Ты лети, буржуй, воронышком!

Выпью кровушку

За зазнобушку,

Чернобровушку...

 

Упокойся, господи, душу рабы твоея...

 

Скучно!

 

 

 

Не слышно шуму городского,

Над невской башней тишина,

И больше нет городового —

Гуляй, ребята, без вина!

 

Стоит буржуй на перекрестке

И в воротник упрятал нос.

А рядом жмется шерстью жесткой

Поджавший хвост паршивый пес.

 

Стоит буржуй, как пес голодный,

Стоит безмолвный, как вопрос.

И старый мир, как пес безродный,

Стоит за ним, поджавши хвост.

 

 

 

Разыгралась чтой-то вьюга,

Ой, вьюга, ой, вьюга!

Не видать совсем друг друга

За четыре за шага!

 

Снег воронкой завился,

Снег столбушкой поднялся...

 

— Ох, пурга какая, спасе!

— Петька! Эй, не завирайся!

От чего тебя упас

Золотой иконостас?

Бессознательный ты, право,

Рассуди, подумай здраво —

Али руки не в крови

Из-за Катькиной любви?

— Шаг держи революционный!

Близок враг неугомонный!

 

Вперед, вперед, вперед,

Рабочий народ!

 

 

 

...И идут без имени святого

Все двенадцать — вдаль.

Ко всему готовы,

Ничего не жаль...

 

Их винтовочки стальные

На незримого врага...

В переулочки глухие,

Где одна пылит пурга...

Да в сугробы пуховые —

Не утянешь сапога...

 

В очи бьется

Красный флаг.

 

Раздается

Мерный шаг.

 

Вот — проснётся

Лютый враг...

 

И вьюга пылит им в очи

Дни и ночи

Напролет!...

 

Вперёд, вперёд,

Рабочий народ!

 

 

 

...Вдаль идут державным шагом...

— Кто ещё там? Выходи!

Это — ветер с красным флагом

Разыгрался впереди...

 

Впереди — сугроб холодный.

— Кто в сугробе — выходи!

Только нищий пёс голодный

Ковыляет позади...

 

— Отвяжись ты, шелудивый,

Я штыком пощекочу!

Старый мир, как пёс паршивый,

Провались — поколочу!

 

...Скалит зубы — волк голодный —

Хвост поджал — не отстаёт —

Пёс холодный — пёс безродный...

— Эй, откликнись, кто идет?

 

— Кто там машет красным флагом?

— Приглядись-ка, эка тьма!

— Кто там ходит беглым шагом,

Хоронясь за все дома?

 

— Всё равно, тебя добуду,

Лучше сдайся мне живьем!

— Эй, товарищ, будет худо,

Выходи, стрелять начнем!

 

Трах-тах-тах!— И только эхо

Откликается в домах...

Только вьюга долгим смехом

Заливается в снегах...

 

Трах-тах-тах!

Трах-тах-тах!

...Так идут державным шагом —

Позади — голодный пёс.

Впереди — с кровавым флагом,

И за вьюгой неведим,

И от пули невредим,

Нежной поступью надвьюжной,

Снежной россыпью жемчужной,

В белом венчике из роз —

Впереди — Исус Христос.

О стихотворении Блока "Двенадцать (12)".

Поэма написана Александром Блоком в начале 1918 года. В ней отразилась позиция автора по отношению
к Октябрьской революции 1917 года.

«Двенадцать» — поэма о революционном Петрограде, поэма о крови, о грязи, о преступлении, о падении
чело­веческом. Это — в одном плане. А в другом — о революции, о том, что через запачканных в крови
людей в мир идет благая весть о человеческом освобождении.

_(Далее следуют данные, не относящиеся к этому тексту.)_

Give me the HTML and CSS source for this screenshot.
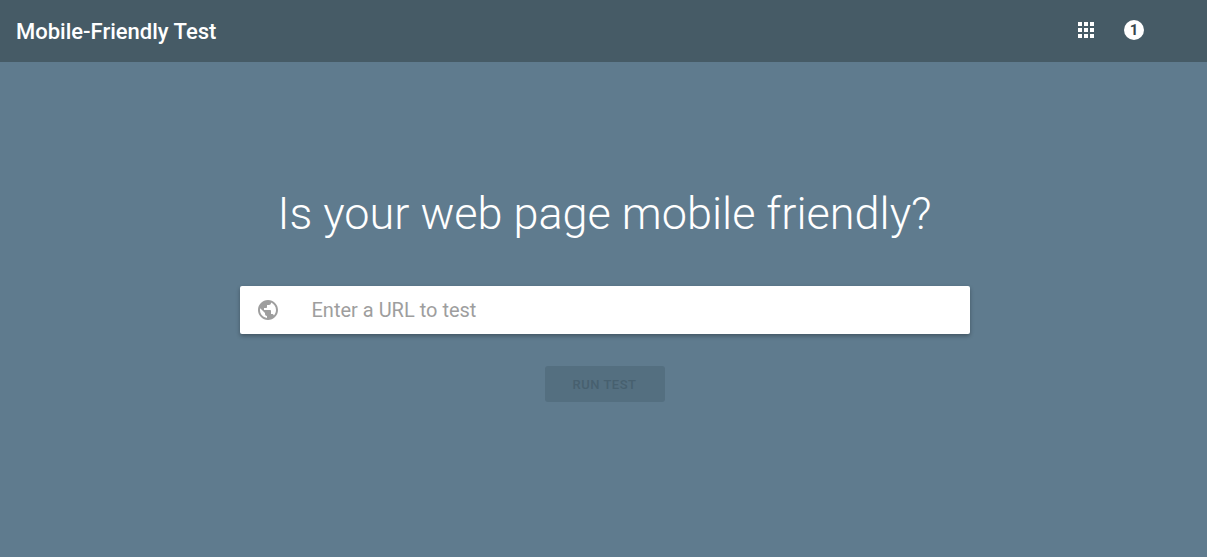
FILE: index.html
```html
<!DOCTYPE html>
<html lang="en">
<head>
    <meta charset="UTF-8">
    <meta name="viewport" content="width=device-width, initial-scale=1.0">
    <title>Mobile-Friendly Test</title>
    <link rel="stylesheet" href="styles.css">
</head>
<body>
    <header class="topbar">
        <h1 class="app-title">Mobile-Friendly Test</h1>
        <div class="topbar-icons">
            <svg class="apps-icon" width="18" height="18" viewBox="0 0 18 18" fill="#fff">
                <rect x="1" y="1" width="4" height="4"/><rect x="7" y="1" width="4" height="4"/><rect x="13" y="1" width="4" height="4"/>
                <rect x="1" y="7" width="4" height="4"/><rect x="7" y="7" width="4" height="4"/><rect x="13" y="7" width="4" height="4"/>
                <rect x="1" y="13" width="4" height="4"/><rect x="7" y="13" width="4" height="4"/><rect x="13" y="13" width="4" height="4"/>
            </svg>
            <span class="badge">1</span>
        </div>
    </header>
    <main class="hero">
        <h2 class="headline">Is your web page mobile friendly?</h2>
        <form class="url-box">
            <svg class="globe" width="24" height="24" viewBox="0 0 24 24" fill="#9e9e9e">
                <path d="M12 2C6.48 2 2 6.48 2 12s4.48 10 10 10 10-4.48 10-10S17.52 2 12 2zm-1 17.93c-3.95-.49-7-3.85-7-7.93 0-.62.08-1.21.21-1.79L9 15v1c0 1.1.9 2 2 2v1.93zm6.9-2.54c-.26-.81-1-1.39-1.9-1.39h-1v-3c0-.55-.45-1-1-1H8v-2h2c.55 0 1-.45 1-1V7h2c1.1 0 2-.9 2-2v-.41c2.93 1.19 5 4.06 5 7.41 0 2.08-.8 3.97-2.1 5.39z"/>
            </svg>
            <input class="url-input" type="text" placeholder="Enter a URL to test">
        </form>
        <button class="run-btn" type="button" disabled>RUN TEST</button>
    </main>
</body>
</html>
```

FILE: styles.css
```css
html, body {
    height: 100%;
}
body {
    margin: 0;
    background-color: #5f7b8e;
    font-family: Roboto, Arial, sans-serif;
    overflow: hidden;
}
.topbar {
    display: flex;
    align-items: center;
    justify-content: space-between;
    height: 62px;
    box-sizing: border-box;
    padding: 0 63px 0 16px;
    background-color: #465b66;
}
.app-title {
    margin: 0;
    color: white;
    font-size: 22px;
    font-weight: 500;
}
.topbar-icons {
    display: flex;
    align-items: center;
    gap: 29px;
    margin-bottom: 2px;
}
.apps-icon {
    display: block;
}
.badge {
    display: flex;
    align-items: center;
    justify-content: center;
    width: 20px;
    height: 20px;
    border-radius: 50%;
    background-color: white;
    color: #37474f;
    font-size: 15px;
    font-weight: 700;
}
.hero {
    display: flex;
    flex-direction: column;
    align-items: center;
    padding: 122px 0 0 2px;
}
.headline {
    margin: 0 0 42px;
    color: white;
    font-size: 45px;
    font-weight: 300;
    line-height: 60px;
}
.url-box {
    display: flex;
    align-items: center;
    width: 730px;
    height: 48px;
    box-sizing: border-box;
    padding-left: 16px;
    background-color: white;
    border-radius: 2px;
    box-shadow: 0 2px 4px rgba(0, 0, 0, 0.3);
}
.globe {
    flex: none;
}
.url-input {
    flex: 1;
    margin-left: 32px;
    border: 0;
    outline: 0;
    padding: 0;
    font-family: inherit;
    font-size: 20px;
    background: transparent;
}
.url-input::placeholder {
    color: #9e9e9e;
    opacity: 1;
}
.run-btn {
    width: 120px;
    height: 36px;
    margin-top: 32px;
    border: 0;
    border-radius: 3px;
    background-color: #546f80;
    color: #47606f;
    font-family: inherit;
    font-size: 13px;
    font-weight: 500;
    letter-spacing: 0.5px;
}
```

Снежная вьюга революции начинается с первых же строк поэмы; и с первых же её строк черное небо и белый
снег — как бы символы того двойственного, что совершается на свете, что творится в каждой душе.

Черный вечер,
Белый снег.
Ветер, ветер!
На ногах не стоит человек...

Так через всю поэму проходят, переплетаясь, два внут­ренних мотива. Черный вечер — кровь, грязь,
преступление; белый снег — та новая правда, которая через тех же людей идет в мир. И если бы поэт
ограничился только одной темой, нарисовал бы одну только «черную» оболочку революции или только ее
«белую» сущность — он был бы восторженно принят в одном или другом из тех станов, на которые теперь
раскололась Россия. Но поэт, подлинный поэт, одинаково далек и от светлого славословия, и от темной
хулы; он дает двойственную, переплетающуюся истину в одной картине. Контрастность двух цветов подчеркивает бескомпромиссность противостояния враждующих сил.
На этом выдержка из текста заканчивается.